A thoughtful study of the problems facing foreign policy makers.
This special issue of International Organization probes the relationship between the United States and multilateral organizations. It highlights the major choices the United States will confront during the next decade.
The editor of the collection, Lawrence S. Finkelstein, was a participant in the conference that formed the United Nations, was for many years Vice President of the Carnegie Endowment for International Peace, and had been since 1967 Acting Dean of the Graduate School of Arts and Sciences at Brandies University.
Finkelstein's own essay and that of Vermon Aspaturian maintain that the United States had a relatively easy role in peace keeping in the less sophisticated days of Soviet policy under Stalin. But the changing nature of Communist opposition, the rapid growth of the international constituency, and the misfortunes of U.S. intervention in Cuba, the Dominican Republic, and Vietnam make her relationships with fellow members of NATO, OAS, and the developing countries more tenuous.
RFD urges that, in the face of the limited effectiveness of peace-keeping organizations and pressures for unilateral action within the United States as within every country, our leaders should look to means of strengthening the U.N and act multilaterally in a hungry world.
Other studies in this book are Joseph Nye's examination of the issues of regional organization and an essay by David Kay about the literature on United States Policy and International Organizations.

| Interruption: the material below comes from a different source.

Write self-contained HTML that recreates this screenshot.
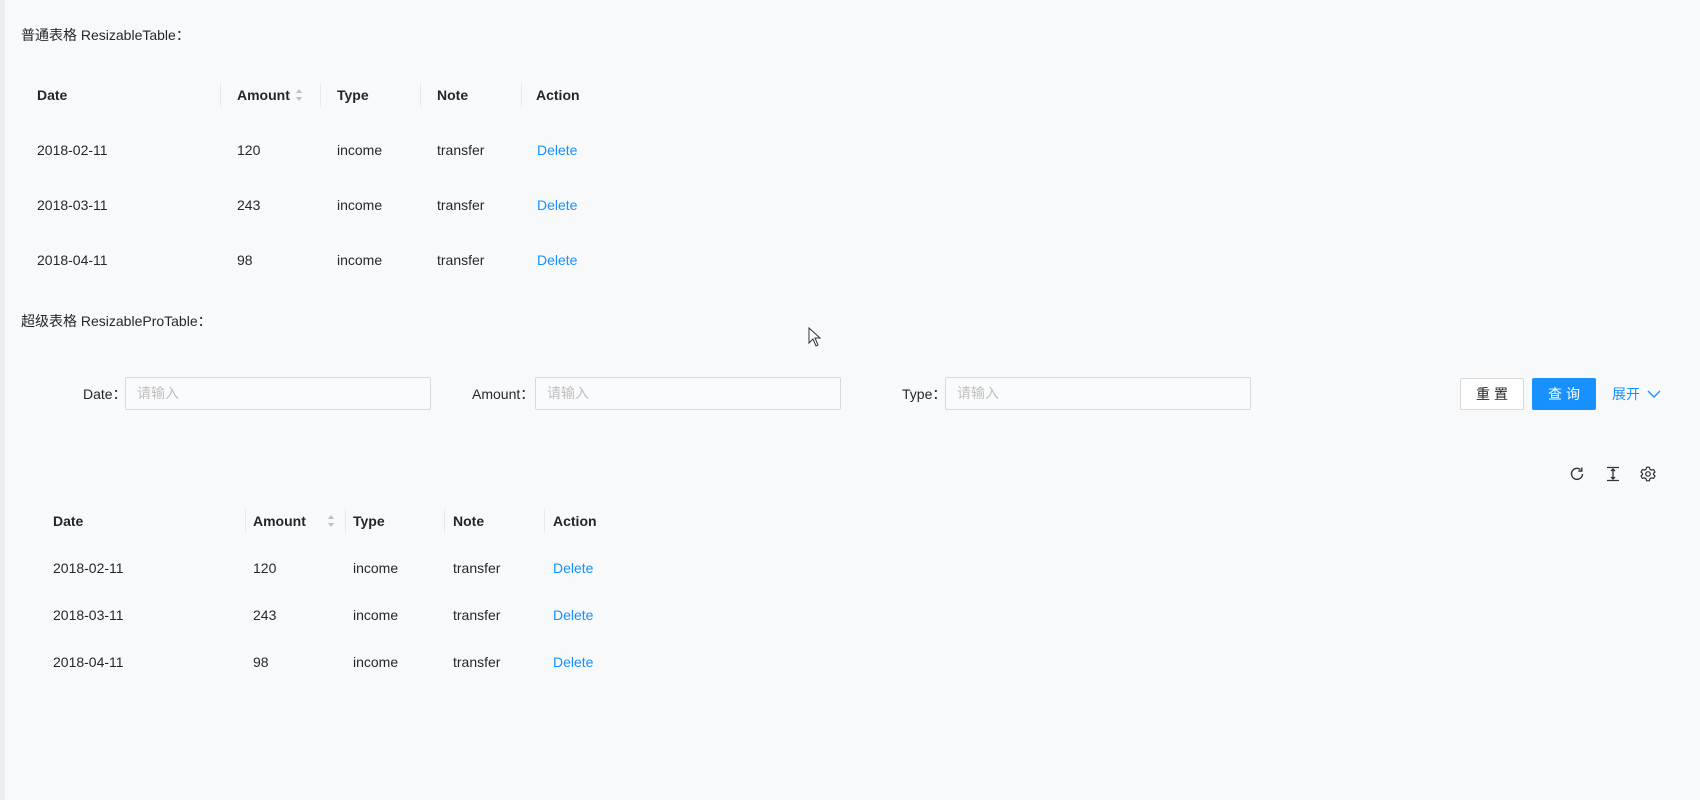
<!DOCTYPE html>
<html><head><meta charset="utf-8"><style>
*{margin:0;padding:0;box-sizing:border-box}
body{width:1700px;height:800px;background:#f8f9fb;font-family:"Liberation Sans","Noto Sans CJK SC",sans-serif;font-size:14px;color:rgba(0,0,0,.85);position:relative;overflow:hidden}
.a{position:absolute;white-space:nowrap;line-height:20px}
.h{font-weight:bold}
.b{color:#1890ff}
.d{position:absolute;width:1px;height:24px;background:#e8e8e8}
.in{position:absolute;height:33px;border:1px solid #d9d9d9;border-radius:2px;background:#fafbfc;color:#bfbfbf;padding-left:11px;line-height:31px;font-size:14px}
.sort{position:absolute;width:8px;height:14px}
</style></head><body>
<div style="position:absolute;left:0;top:0;width:5px;height:800px;background:#eceef1"></div>
<div class="a" style="left:21px;top:25px">普通表格 ResizableTable：</div>

<div class="a h" style="left:37px;top:85px">Date</div>
<div class="a h" style="left:237px;top:85px">Amount</div>
<svg class="sort" style="left:295px;top:88px" viewBox="0 0 8 14"><path d="M4 1L7 5H1Z" fill="#bfbfbf"/><path d="M4 13L7 9H1Z" fill="#bfbfbf"/></svg>
<div class="a h" style="left:337px;top:85px">Type</div>
<div class="a h" style="left:437px;top:85px">Note</div>
<div class="a h" style="left:536px;top:85px">Action</div>
<div class="d" style="left:220px;top:83px"></div>
<div class="d" style="left:320px;top:83px"></div>
<div class="d" style="left:420px;top:83px"></div>
<div class="d" style="left:521px;top:83px"></div>

<div class="a" style="left:37px;top:140px">2018-02-11</div><div class="a" style="left:237px;top:140px">120</div><div class="a" style="left:337px;top:140px">income</div><div class="a" style="left:437px;top:140px">transfer</div><div class="a b" style="left:537px;top:140px">Delete</div>
<div class="a" style="left:37px;top:195px">2018-03-11</div><div class="a" style="left:237px;top:195px">243</div><div class="a" style="left:337px;top:195px">income</div><div class="a" style="left:437px;top:195px">transfer</div><div class="a b" style="left:537px;top:195px">Delete</div>
<div class="a" style="left:37px;top:250px">2018-04-11</div><div class="a" style="left:237px;top:250px">98</div><div class="a" style="left:337px;top:250px">income</div><div class="a" style="left:437px;top:250px">transfer</div><div class="a b" style="left:537px;top:250px">Delete</div>

<div class="a" style="left:21px;top:311px">超级表格 ResizableProTable：</div>
<svg style="position:absolute;left:808px;top:327px" width="14" height="20" viewBox="0 0 14 20"><path d="M1 1V16L5 12L8 19L10 18L7 11H12Z" fill="#fff" stroke="#333" stroke-width="1"/></svg>

<div class="a" style="left:83px;top:384px">Date：</div>
<div class="in" style="left:125px;top:377px;width:306px">请输入</div>
<div class="a" style="left:472px;top:384px">Amount：</div>
<div class="in" style="left:535px;top:377px;width:306px">请输入</div>
<div class="a" style="left:902px;top:384px">Type：</div>
<div class="in" style="left:945px;top:377px;width:306px">请输入</div>

<div style="position:absolute;left:1460px;top:378px;width:64px;height:32px;border:1px solid #d9d9d9;border-radius:2px;background:#fff;text-align:center;line-height:30px;letter-spacing:4px;padding-left:4px">重置</div>
<div style="position:absolute;left:1532px;top:378px;width:64px;height:32px;border-radius:2px;background:#1890ff;color:#fff;text-align:center;line-height:32px;letter-spacing:4px;padding-left:4px">查询</div>
<div class="a b" style="left:1612px;top:384px">展开</div>
<svg style="position:absolute;left:1647px;top:388px" width="14" height="12" viewBox="0 0 14 12"><path d="M1 3L7 9L13 3" fill="none" stroke="#1890ff" stroke-width="1.4"/></svg>

<svg style="position:absolute;left:1569px;top:466px" width="16" height="16" viewBox="0 0 16 16"><path d="M13.5 8A5.5 5.5 0 1 1 11.5 3.6" fill="none" stroke="#333" stroke-width="1.4"/><path d="M12.8 1.5V5H9.3" fill="none" stroke="#333" stroke-width="1.4"/></svg>
<svg style="position:absolute;left:1605px;top:466px" width="16" height="16" viewBox="0 0 16 16"><path d="M2 1.5H14M2 14.5H14M8 3V13M6 5L8 3L10 5M6 11L8 13L10 11" fill="none" stroke="#333" stroke-width="1.3"/></svg>
<svg style="position:absolute;left:1640px;top:466px" width="16" height="16" viewBox="0 0 16 16"><path d="M6.6 1.2H9.4L9.9 3.2L11.6 4.2L13.6 3.6L15 6L13.5 7.4V8.6L15 10L13.6 12.4L11.6 11.8L9.9 12.8L9.4 14.8H6.6L6.1 12.8L4.4 11.8L2.4 12.4L1 10L2.5 8.6V7.4L1 6L2.4 3.6L4.4 4.2L6.1 3.2Z" fill="none" stroke="#333" stroke-width="1.2" stroke-linejoin="round"/><circle cx="8" cy="8" r="2.3" fill="none" stroke="#333" stroke-width="1.2"/></svg>

<div class="a h" style="left:53px;top:511px">Date</div>
<div class="a h" style="left:253px;top:511px">Amount</div>
<svg class="sort" style="left:327px;top:514px" viewBox="0 0 8 14"><path d="M4 1L7 5H1Z" fill="#bfbfbf"/><path d="M4 13L7 9H1Z" fill="#bfbfbf"/></svg>
<div class="a h" style="left:353px;top:511px">Type</div>
<div class="a h" style="left:453px;top:511px">Note</div>
<div class="a h" style="left:553px;top:511px">Action</div>
<div class="d" style="left:245px;top:509px"></div>
<div class="d" style="left:345px;top:509px"></div>
<div class="d" style="left:444px;top:509px"></div>
<div class="d" style="left:544px;top:509px"></div>

<div class="a" style="left:53px;top:558px">2018-02-11</div><div class="a" style="left:253px;top:558px">120</div><div class="a" style="left:353px;top:558px">income</div><div class="a" style="left:453px;top:558px">transfer</div><div class="a b" style="left:553px;top:558px">Delete</div>
<div class="a" style="left:53px;top:605px">2018-03-11</div><div class="a" style="left:253px;top:605px">243</div><div class="a" style="left:353px;top:605px">income</div><div class="a" style="left:453px;top:605px">transfer</div><div class="a b" style="left:553px;top:605px">Delete</div>
<div class="a" style="left:53px;top:652px">2018-04-11</div><div class="a" style="left:253px;top:652px">98</div><div class="a" style="left:353px;top:652px">income</div><div class="a" style="left:453px;top:652px">transfer</div><div class="a b" style="left:553px;top:652px">Delete</div>
</body></html>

The book is a thoughtful study of the problems facing foreign policy makers. It is recommended to anyone who wishes to have a better understanding of what constitutes international crises and the fundamental choices to be made.
Other Contributors
Vernon V. Aspaturian, Patricia W. Blair, Lincon P. Bloomfield, Inis L. Claude, Jr., Louis Henkin, David A. Kay, Peter B. Kenen, and Joseph S. Nye. And a final article has been contributed by a well qualified authority who adopts the pseudonym RFD as a means of anonymity.